BP and Shell each own 50 percent of the Greater Plutonio project in Angola's Block 18, in which Shell agreed earlier this month to sell its stake. BP, Europe's largest oil and gas company, operates the deepwater Angolan field, which may produce oil in 2007 after an investment of $2 billion to $3 billion, the U.S. government has reported.
BP, Exxon Mobil Corp., Total SA, Eni SpA and other oil companies are spending billions to tap fields in Angola, Africa's fourth-largest holder of reserves, after Libya, Nigeria and Algeria. Shell is focusing on Nigeria, where it's the biggest foreign oil producer.
``Angola is an area for Shell were we don't have critical mass,'' Buerk said. ``Shell is committed to continuously upgrading its portfolio.''
Shell's reserve cuts have highlighted other differences between companies in booking reserves. Companies annually report proven reserves to the SEC to show ``with reasonable certainty'' how much oil and gas can be recovered.

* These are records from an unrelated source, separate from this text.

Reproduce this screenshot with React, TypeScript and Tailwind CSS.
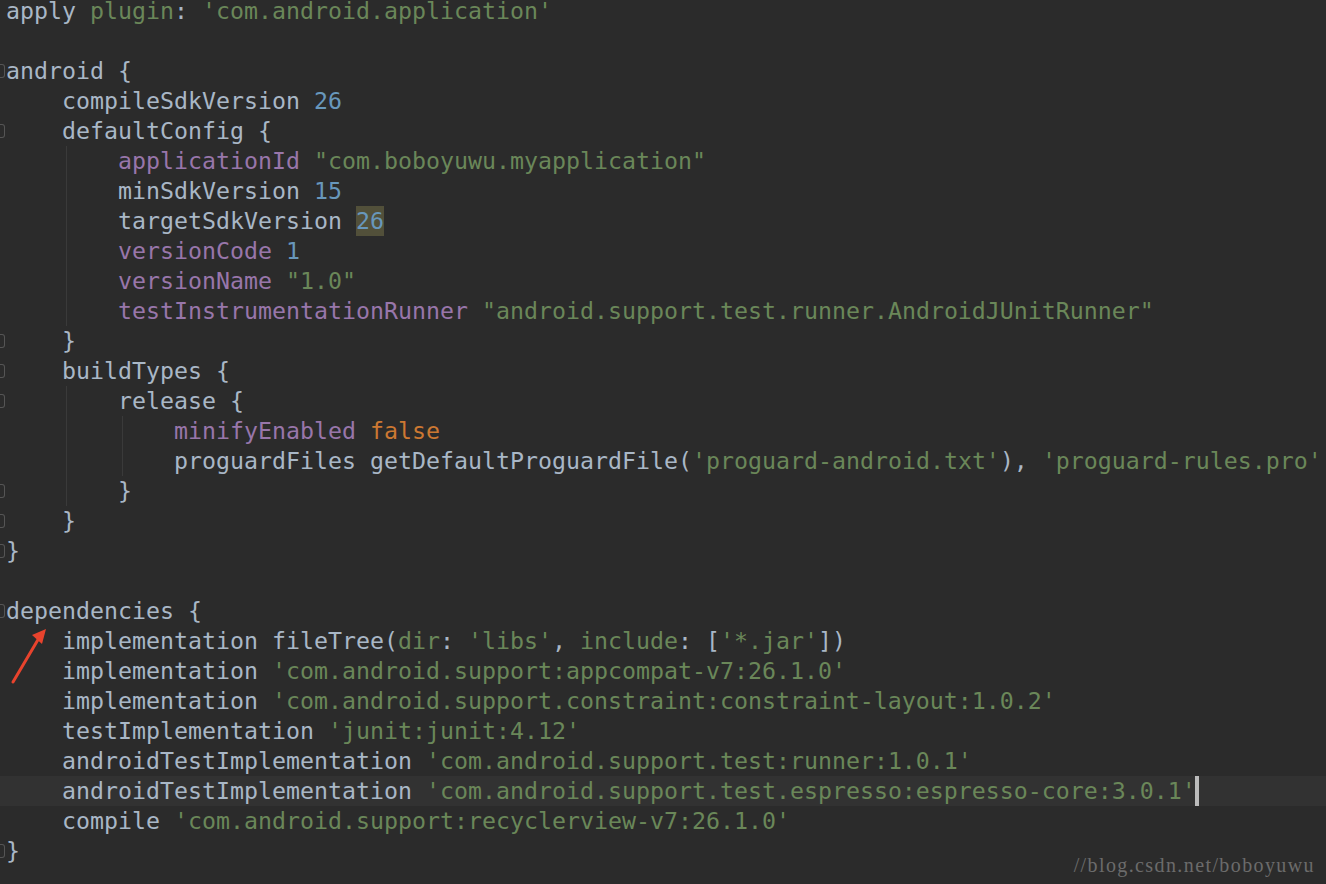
import React from 'react';

type Tok = 'd' | 's' | 'p' | 'n' | 'k' | 'h';
type Seg = [Tok, string];

interface Line {
  indent?: number;
  guides?: number[];
  fold?: boolean;
  current?: boolean;
  caret?: boolean;
  first?: boolean;
  segs: Seg[];
}

const tokClass: Record<Tok, string> = {
  d: 'text-[#a9b7c6]',
  s: 'text-[#6a8759]',
  p: 'text-[#9876aa]',
  n: 'text-[#6897bb]',
  k: 'text-[#cc7832]',
  h: 'inline-block h-[30px] bg-[#52503a] text-[#6897bb]',
};

const lines: Line[] = [
  { first: true, segs: [['d', 'apply '], ['s', 'plugin'], ['d', ': '], ['s', "'com.android.application'"]] },
  { segs: [] },
  { fold: true, segs: [['d', 'android {']] },
  { indent: 1, segs: [['d', 'compileSdkVersion '], ['n', '26']] },
  { indent: 1, fold: true, segs: [['d', 'defaultConfig {']] },
  { indent: 2, guides: [1], segs: [['p', 'applicationId'], ['d', ' '], ['s', '"com.boboyuwu.myapplication"']] },
  { indent: 2, guides: [1], segs: [['d', 'minSdkVersion '], ['n', '15']] },
  { indent: 2, guides: [1], segs: [['d', 'targetSdkVersion '], ['h', '26']] },
  { indent: 2, guides: [1], segs: [['p', 'versionCode'], ['d', ' '], ['n', '1']] },
  { indent: 2, guides: [1], segs: [['p', 'versionName'], ['d', ' '], ['s', '"1.0"']] },
  {
    indent: 2,
    guides: [1],
    segs: [['p', 'testInstrumentationRunner'], ['d', ' '], ['s', '"android.support.test.runner.AndroidJUnitRunner"']],
  },
  { indent: 1, fold: true, segs: [['d', '}']] },
  { indent: 1, fold: true, segs: [['d', 'buildTypes {']] },
  { indent: 2, guides: [1], fold: true, segs: [['d', 'release {']] },
  { indent: 3, guides: [1, 2], segs: [['p', 'minifyEnabled'], ['d', ' '], ['k', 'false']] },
  {
    indent: 3,
    guides: [1, 2],
    segs: [
      ['d', 'proguardFiles getDefaultProguardFile('],
      ['s', "'proguard-android.txt'"],
      ['d', '), '],
      ['s', "'proguard-rules.pro'"],
    ],
  },
  { indent: 2, guides: [1], fold: true, segs: [['d', '}']] },
  { indent: 1, fold: true, segs: [['d', '}']] },
  { fold: true, segs: [['d', '}']] },
  { segs: [] },
  { fold: true, segs: [['d', 'dependencies {']] },
  {
    indent: 1,
    segs: [
      ['d', 'implementation fileTree('],
      ['s', 'dir'],
      ['d', ': '],
      ['s', "'libs'"],
      ['d', ', '],
      ['s', 'include'],
      ['d', ': ['],
      ['s', "'*.jar'"],
      ['d', '])'],
    ],
  },
  { indent: 1, segs: [['d', 'implementation '], ['s', "'com.android.support:appcompat-v7:26.1.0'"]] },
  { indent: 1, segs: [['d', 'implementation '], ['s', "'com.android.support.constraint:constraint-layout:1.0.2'"]] },
  { indent: 1, segs: [['d', 'testImplementation '], ['s', "'junit:junit:4.12'"]] },
  { indent: 1, segs: [['d', 'androidTestImplementation '], ['s', "'com.android.support.test:runner:1.0.1'"]] },
  {
    indent: 1,
    current: true,
    caret: true,
    segs: [['d', 'androidTestImplementation '], ['s', "'com.android.support.test.espresso:espresso-core:3.0.1'"]],
  },
  { indent: 1, segs: [['d', 'compile '], ['s', "'com.android.support:recyclerview-v7:26.1.0'"]] },
  { fold: true, segs: [['d', '}']] },
];

const CodeLine: React.FC<{ line: Line }> = ({ line }) => {
  const levels = Array.from({ length: line.indent ?? 0 }, (_, i) => i);
  return (
    <div
      className={`flex items-stretch ${line.first ? 'h-[26px]' : 'h-[30px]'} ${line.current ? 'bg-[#323232]' : ''}`}
    >
      <div className="w-[6px] shrink-0 flex items-center">
        {line.fold && <div className="w-[5px] h-[14px] border border-l-0 border-[#555555] rounded-r-[3px]" />}
      </div>
      {levels.map((i) => (
        <div key={i} className="w-[56px] shrink-0 flex">
          {line.guides?.includes(i) && <div className="ml-[4px] w-[1px] h-full bg-[#3a3a3a]" />}
        </div>
      ))}
      <div className={`whitespace-pre ${line.first ? 'leading-[22px]' : 'leading-[30px]'}`}>
        {line.segs.map(([t, s], j) => (
          <span key={j} className={tokClass[t]}>
            {s}
          </span>
        ))}
        {line.caret && <span className="inline-block align-top w-[4px] h-[30px] ml-[-1px] bg-[#bbbbbb]" />}
      </div>
    </div>
  );
};

export default function App() {
  return (
    <div className="relative w-[1326px] h-[884px] overflow-hidden bg-[#2b2b2b]">
      <div className="font-['DejaVu_Sans_Mono',monospace] text-[23.25px]">
        {lines.map((l, i) => (
          <CodeLine key={i} line={l} />
        ))}
      </div>

      {/* red annotation arrow */}
      <svg className="absolute left-0 top-[620px]" width="60" height="70" viewBox="0 0 60 70">
        <line x1="13" y1="62" x2="39" y2="18" stroke="#e8432d" strokeWidth="3" strokeLinecap="round" />
        <polygon points="46,9 32,15 42,24" fill="#e8432d" />
      </svg>

      <div className="absolute right-[11px] top-[852px] font-['Liberation_Serif',serif] text-[20px] leading-[26px] tracking-[1.4px] text-[#6b6b6b]">
        //blog.csdn.net/boboyuwu
      </div>
    </div>
  );
}
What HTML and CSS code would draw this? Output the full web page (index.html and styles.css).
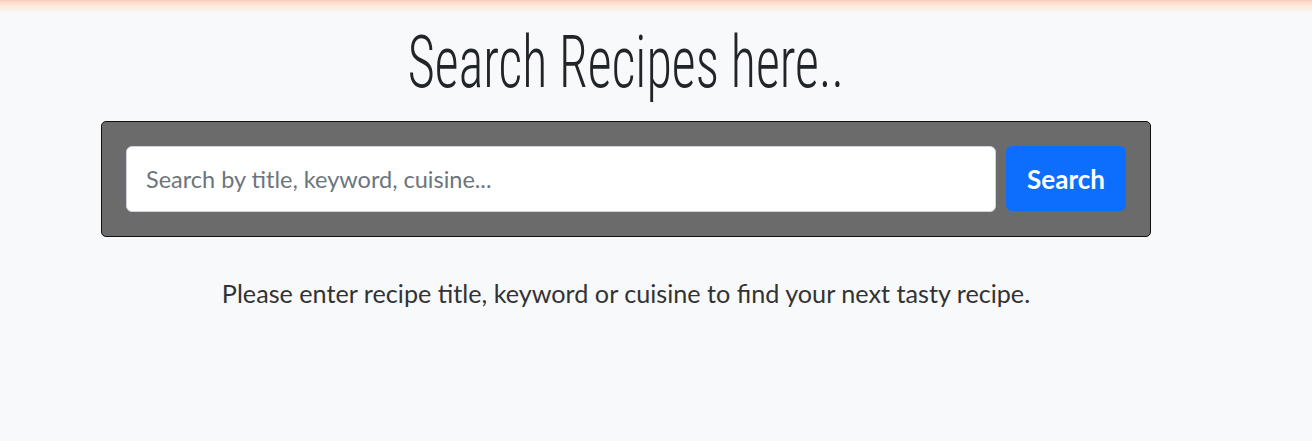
FILE: index.html
```html
<!DOCTYPE html>
<html lang="en">
<head>
<meta charset="utf-8">
<title>Search Recipes</title>
<link rel="stylesheet" href="styles.css">
</head>
<body>
<main class="wrap">
  <h1 class="title"><span class="title-text">Search Recipes here..</span></h1>
  <form class="search-box">
    <input class="search-input" type="text" placeholder="Search by title, keyword, cuisine...">
    <button class="search-btn" type="button">Search</button>
  </form>
  <p class="hint">Please enter recipe title, keyword or cuisine to find your next tasty recipe.</p>
</main>
</body>
</html>
```
FILE: styles.css
```css
html, body {
  margin: 0;
  padding: 0;
}
body {
  background: linear-gradient(to bottom, #f8c9c6 0px, #fcdcc6 2px, #fce6d6 5px, #f8f9fa 13px) no-repeat, #f8f9fa;
  background-size: 100% 13px, auto;
  font-family: Lato, "Open Sans", sans-serif;
  color: #333;
  height: 441px;
  overflow: hidden;
}
.wrap {
  width: 1050px;
  margin-left: 101px;
  padding-top: 22px;
}
.title {
  margin: 0 0 17px;
  height: 82px;
  text-align: center;
  font-family: Roboto, sans-serif;
  font-weight: 300;
  font-stretch: 75%;
  font-size: 72px;
  line-height: 82px;
  color: #212529;
  white-space: nowrap;
}
.title-text {
  display: inline-block;
  transform: scaleX(0.725);
}
.search-box {
  box-sizing: border-box;
  display: flex;
  gap: 10px;
  height: 116px;
  padding: 24px;
  background: #6b6b6b;
  border: 1px solid #111;
  border-radius: 5px;
  margin: 0;
}
.search-input {
  flex: 1;
  box-sizing: border-box;
  height: 66px;
  border: 1px solid #ced4da;
  border-radius: 6px;
  background: #fff;
  padding: 0 19px;
  font-family: Lato, sans-serif;
  font-size: 23.5px;
  color: #212529;
  outline: none;
}
.search-input::placeholder {
  color: #6c757d;
}
.search-btn {
  width: 120px;
  height: 65px;
  border: 0;
  border-radius: 6px;
  background: #0d6efd;
  color: #fff;
  font-family: Lato, sans-serif;
  font-weight: 700;
  font-size: 26px;
  padding: 0;
}
.hint {
  margin: 41px 0 0;
  text-align: center;
  font-size: 25.2px;
  line-height: 30px;
  color: #333;
}
```
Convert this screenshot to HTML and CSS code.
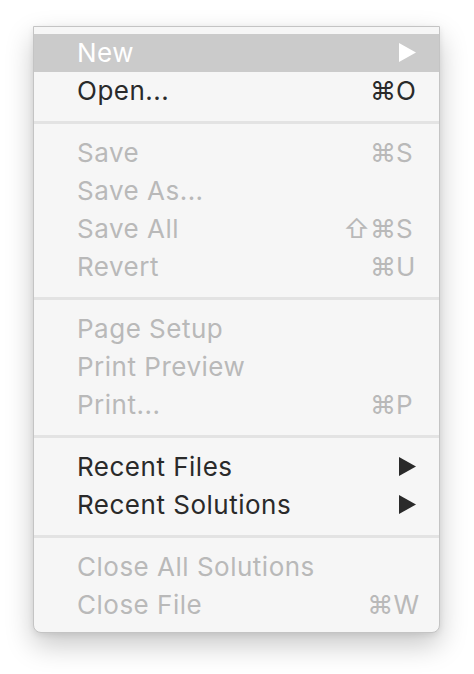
FILE: index.html
```html
<!DOCTYPE html>
<html>
<head>
<meta charset="utf-8">
<link rel="stylesheet" href="styles.css">
</head>
<body>
<div class="menu">
  <div class="item hl"><span class="label">New</span><svg class="arrow" viewBox="0 0 17 19" width="17" height="19"><polygon points="0,0 17,9.5 0,19"/></svg></div>
  <div class="item"><span class="label">Open...</span><span class="key"><span class="mod">⌘</span><span class="ch">O</span></span></div>
  <div class="sep"></div>
  <div class="item off"><span class="label">Save</span><span class="key"><span class="mod">⌘</span><span class="ch">S</span></span></div>
  <div class="item off"><span class="label">Save As...</span></div>
  <div class="item off"><span class="label">Save All</span><span class="key"><span class="mod">⇧⌘</span><span class="ch">S</span></span></div>
  <div class="item off"><span class="label">Revert</span><span class="key"><span class="mod">⌘</span><span class="ch">U</span></span></div>
  <div class="sep"></div>
  <div class="item off"><span class="label">Page Setup</span></div>
  <div class="item off"><span class="label">Print Preview</span></div>
  <div class="item off"><span class="label">Print...</span><span class="key"><span class="mod">⌘</span><span class="ch">P</span></span></div>
  <div class="sep"></div>
  <div class="item"><span class="label">Recent Files</span><svg class="arrow" viewBox="0 0 17 19" width="17" height="19"><polygon points="0,0 17,9.5 0,19"/></svg></div>
  <div class="item"><span class="label">Recent Solutions</span><svg class="arrow" viewBox="0 0 17 19" width="17" height="19"><polygon points="0,0 17,9.5 0,19"/></svg></div>
  <div class="sep"></div>
  <div class="item off"><span class="label">Close All Solutions</span></div>
  <div class="item off"><span class="label">Close File</span><span class="key"><span class="mod">⌘</span><span class="ch">W</span></span></div>
</div>
</body>
</html>
```
FILE: styles.css
```css
html, body {
  margin: 0;
  padding: 0;
  background: #ffffff;
}
body {
  font-family: Inter, "Liberation Sans", sans-serif;
  width: 474px;
  height: 674px;
  overflow: hidden;
}
.menu {
  margin: 26px 0 0 33px;
  width: 405px;
  background: #f6f6f6;
  border: 1px solid #c4c4c4;
  border-radius: 0 0 8px 8px;
  box-shadow: 0 12px 28px rgba(0, 0, 0, 0.22), 0 2px 6px rgba(0, 0, 0, 0.08);
  padding: 7px 0 8px;
}
.item {
  height: 38px;
  box-sizing: border-box;
  display: flex;
  align-items: center;
  padding: 0 20px 2px 43px;
  font-size: 26px;
  letter-spacing: 0.5px;
  color: #2a2a2a;
}
.item.off {
  color: #b9b9b9;
}
.item.hl {
  background: #cbcbcb;
  color: #ffffff;
}
.label {
  flex: 1;
  white-space: nowrap;
}
.key {
  display: flex;
  width: 89px;
  white-space: nowrap;
  letter-spacing: 0;
}
.mod {
  width: 66px;
  text-align: right;
}
.ch {
  flex: 1;
  text-align: left;
}
.arrow {
  fill: currentColor;
  margin-right: 3px;
  margin-top: 1px;
}
.sep {
  height: 24px;
  display: flex;
  align-items: center;
}
.sep::before {
  content: "";
  display: block;
  width: 100%;
  height: 3px;
  background: #e3e3e3;
}
```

Last month, Shell reduced its estimate of reserves at a field offshore Norway, Ormen Lange, because part of what it was going to count didn't ``strictly follow'' SEC guidance. BP estimates that about 85 percent of its stake in the field counts as proved reserves, according to SEC filings by the company.
Shell on April 8 said it agreed to sell its stake in the Angolan venture for $600 million to Oil & Natural Gas Corp. of India. The sale will leave Shell with only one project in Angola, a 15 percent stake in another area, Block 34.